The Philokalia and Prayerful Experimentation

A number of years ago I happened upon an abridged version of the Philokalia and, after reading it, entirely forgot that I owned the thing and thought for sure in the many moves that I’ve had since my initial purchase that I had possibly sold it or gave it away to a friend. Being perfectly honest, at the time, I was certainly not ready for it and in all reality was confounded by the demands that some of the voices demand of those seeking to live a more prayerful life – I simply wasn’t ready for it. As fate would have it, I found my copy again about a month and a half ago and in sincerely putting myself to task to read it, have found my spiritual path taking on a whole new light and my prayer practice becoming even more enriched by the wisdom that it contains.

The Philokalia, at its root, is a collection of texts written between the 4th and 15th centuries by spiritual masters of the Eastern Orthodox hesychast tradition for the purpose of guiding and instructing monks in their spiritual lives.  The collection was compiled in the eighteenth-century by St. Nikodemos of the Holy Mountain and St.Makarios of Corinth and plays a pivotal role in the 19th Century Russian spiritual narrative, The Way of a Pilgrim recounting the narrator’s experiences with the Prayer of the Heart (the Jesus Prayer) throughout the Orthodox world of his day. The popularity of the latter probably spurred an interest in the Philokalia among lay readers in the West and, since 1979, academic and spiritual athletes, Bishop Kallistos Ware, G.E.H. Palmer, and Philip Sherrard; have labored hard to make the Philokalia available to English-speaking audiences.

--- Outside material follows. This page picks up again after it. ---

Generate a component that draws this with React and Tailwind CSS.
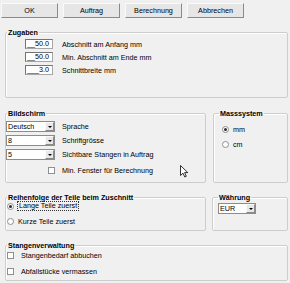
import React from 'react';

const Btn = ({ children }) => (
  <button
    type="button"
    className="h-[15px] w-[57px] border border-t-[#fafafa] border-l-[#fafafa] border-r-[#8a8a8a] border-b-[#8a8a8a] bg-[#e6e6e6] text-[7.2px] leading-[13px] text-black"
  >
    {children}
  </button>
);

const Group = ({ title, className = '', legendClass = 'ml-[1px]', children }) => (
  <fieldset
    className={`rounded-[2px] border border-[#cdcdcd] shadow-[inset_1px_1px_0_#ffffff] ${className}`}
  >
    <legend className={`px-[1px] text-[7.2px] font-bold leading-[9px] text-black ${legendClass}`}>
      {title}
    </legend>
    {children}
  </fieldset>
);

const MaskInput = ({ value }) => (
  <div className="flex h-[10px] w-[28px] items-center justify-end border border-[#a6a6a6] border-t-[#747474] border-l-[#747474] bg-white pr-[3px] text-[7.2px] leading-[8px]">
    {value}
  </div>
);

const Select = ({ value, width = 'w-[49px]' }) => (
  <div className={`flex h-[11px] items-stretch border border-[#8c8c8c] bg-white ${width}`}>
    <span className="flex-1 pl-[1px] text-[7.2px] leading-[9px]">{value}</span>
    <span className="flex w-[9px] items-center justify-center border border-t-[#fafafa] border-l-[#fafafa] border-r-[#8a8a8a] border-b-[#8a8a8a] bg-[#e8e8e8]">
      <span className="h-0 w-0 border-x-[2px] border-t-[2px] border-x-transparent border-t-black" />
    </span>
  </div>
);

const Check = () => <span className="block h-[7px] w-[7px] shrink-0 border border-[#8e8f8f] bg-white" />;

const Radio = ({ checked }) => (
  <span className="flex h-[7px] w-[7px] shrink-0 items-center justify-center rounded-full border border-[#8e8f8f] bg-white">
    {checked && <span className="h-[3px] w-[3px] rounded-full bg-[#2b2b2b]" />}
  </span>
);

export default function App() {
  return (
    <div className="relative h-[283px] w-[290px] overflow-hidden bg-[#f0f0f0] pl-[5px] pr-[2px] font-['Liberation_Sans',Arial,sans-serif] text-[7.2px] text-black">
      <div className="-ml-[4px] flex gap-[5px] pt-[3px]">
        <Btn>OK</Btn>
        <Btn>Auftrag</Btn>
        <Btn>Berechnung</Btn>
        <Btn>Abbrechen</Btn>
      </div>

      <Group title="Zugaben" className="mt-[10px] h-[70px]">
        <div className="mt-[2px] flex flex-col gap-[3px] pl-[19px]">
          {[
            ['__50.0', 'Abschnitt am Anfang mm'],
            ['__50.0', 'Min. Abschnitt am Ende mm'],
            ['___3.0', 'Schnittbreite mm'],
          ].map(([v, l]) => (
            <div key={l} className="flex h-[10px] items-center gap-[9px]">
              <MaskInput value={v} />
              <span className="leading-[9px]">{l}</span>
            </div>
          ))}
        </div>
      </Group>

      <div className="mt-[11px] flex gap-[7px]">
        <Group title="Bildschirm" className="h-[74px] w-[201px]">
          <div className="mt-[3px] flex flex-col gap-[3px]">
            {[
              ['Deutsch', 'Sprache'],
              ['8', 'Schriftgrösse'],
              ['5', 'Sichtbare Stangen in Auftrag'],
            ].map(([v, l]) => (
              <div key={l} className="flex h-[11px] items-center gap-[7px]">
                <Select value={v} />
                <span className="leading-[9px]">{l}</span>
              </div>
            ))}
          </div>
          <div className="mt-[6px] flex h-[8px] items-center gap-[7px] pl-[42px]">
            <Check />
            <span className="leading-[9px]">Min. Fenster für Berechnung</span>
          </div>
        </Group>
        <Group title="Masssystem" className="h-[74px] w-[75px]" legendClass="ml-[5px]">
          <div className="mt-[7px] flex flex-col gap-[6px] pl-[8px]">
            <div className="flex h-[9px] items-center gap-[4px]">
              <Radio checked />
              <span className="leading-[9px]">mm</span>
            </div>
            <div className="flex h-[9px] items-center gap-[4px]">
              <Radio />
              <span className="leading-[9px]">cm</span>
            </div>
          </div>
        </Group>
      </div>

      <div className="mt-[10px] flex gap-[6px]">
        <Group title="Reihenfolge der Teile beim Zuschnitt" className="h-[38px] w-[201px]">
          <div className="-mt-[1px] flex flex-col gap-[6px] pl-[1px]">
            <div className="flex h-[10px] items-center gap-[3px]">
              <Radio checked />
              <span className="border border-dotted border-[#333] px-[1px] leading-[8px]">Lange Teile zuerst</span>
            </div>
            <div className="flex h-[9px] items-center gap-[4px]">
              <Radio />
              <span className="leading-[9px]">Kurze Teile zuerst</span>
            </div>
          </div>
        </Group>
        <Group title="Währung" className="h-[38px] w-[76px]" legendClass="ml-[5px]">
          <div className="mt-[1px] pl-[5px]">
            <Select value="EUR" width="w-[38px]" />
          </div>
        </Group>
      </div>

      <Group title="Stangenverwaltung" className="mt-[10px] h-[40px]">
        <div className="mt-[1px] flex flex-col gap-[8px] pl-[1px]">
          <div className="flex h-[8px] items-center gap-[7px]">
            <Check />
            <span className="leading-[9px]">Stangenbedarf abbuchen</span>
          </div>
          <div className="flex h-[8px] items-center gap-[7px]">
            <Check />
            <span className="leading-[9px]">Abfallstücke vermassen</span>
          </div>
        </div>
      </Group>

      <svg className="absolute left-[180px] top-[165px]" width="9" height="13" viewBox="0 0 9 13">
        <path d="M0.5 0.5 L0.5 10.5 L3 8.2 L4.8 12 L6.3 11.3 L4.6 7.6 L7.8 7.6 Z" fill="#fff" stroke="#000" strokeWidth="0.8" strokeLinejoin="round" />
      </svg>
    </div>
  );
}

In my initial rereading of my text, edited with commentary by Allyne Smith and Bishop Ware, I immediately became attracted to the writings of Mark the Ascetic, one of the great spiritual masters  whose writings are recorded in the Philokalia. Not having regular recourse to internet except via my iPhone, I embarked on a small journey to learn more about the man and his teachings in the effort to enrich my own spiritual practice. According to OrthodoxWiki:

“Mark the Ascetic was born in Athens in the fifth century, and lived in the Egyptian desert as a monk… St. Mark was an ascetic and miracle-worker, sometimes known as Mark the Faster. In his 40th year he was tonsured a monk by his teacher, St. John Chrysostom. Mark then spent 60 more years in the wilderness of Nitria (a desert in Lower Egypt) in fasting and prayer, and in writing many spiritual works concerning the salvation of souls. He knew all the Holy Scriptures by heart. He was very merciful and kind, and wept much for the misfortunes that had befallen all of God’s creation.

On one occasion, when weeping over a hyena’s blind whelp, he prayed to God and the whelp received its sight. In thanksgiving the mother hyena brought him a sheepskin. The saint forbade the hyena in the future to kill any more sheep belonging to poor people. He received Communion at the hands of angels. His homilies concerned such topics as the spiritual law, repentance, sobriety, and are ranked among the preeminent literature of the Church. These works were praised by the Patriarch Photius the Great himself.”

What drew me to his writings, in particular, was the imagery contained a brief snippet of his discourse A Letter to Nicholas regarding the passions:

“If then you wish to conquer these three passions and easily to put to flight the hordes of the demonic Philistines, enter within yourself through prayer and with the help of God. Descend into the depths of the heart, and search out these three powerful giants of the devil -forgetfulness, laziness and ignorance, the support of the demonic Philistines – which enable the rest of the evil passions to infiltrate and be active, to live and prevail in the hearts of the self- indulgent and in the souls of the uninstructed. Then through strict attention and control of the intellect, together with help from above, you will track down these evil passions, about which most men are ignorant, not even suspecting their existence, but which are more destructive than all the rest. Take up the weapons of righteousness that are directly opposed to them: mindfulness of God, for this is the cause of all blessings; the light of spiritual knowledge, through which the soul awakens from its slumber and drives out of itself the darkness of ignorance; and true ardor, which makes the soul eager for salvation.”

Perhaps it was from my previous readings of the various available translations of the Book of Abramelin and other texts on spiritual athleticism; this image came to life in my head as a very simple, yet profound method of keeping self-awareness and inspired me to personally take the words to heart and experiment with them as a way to supplement my daily examination of conscience.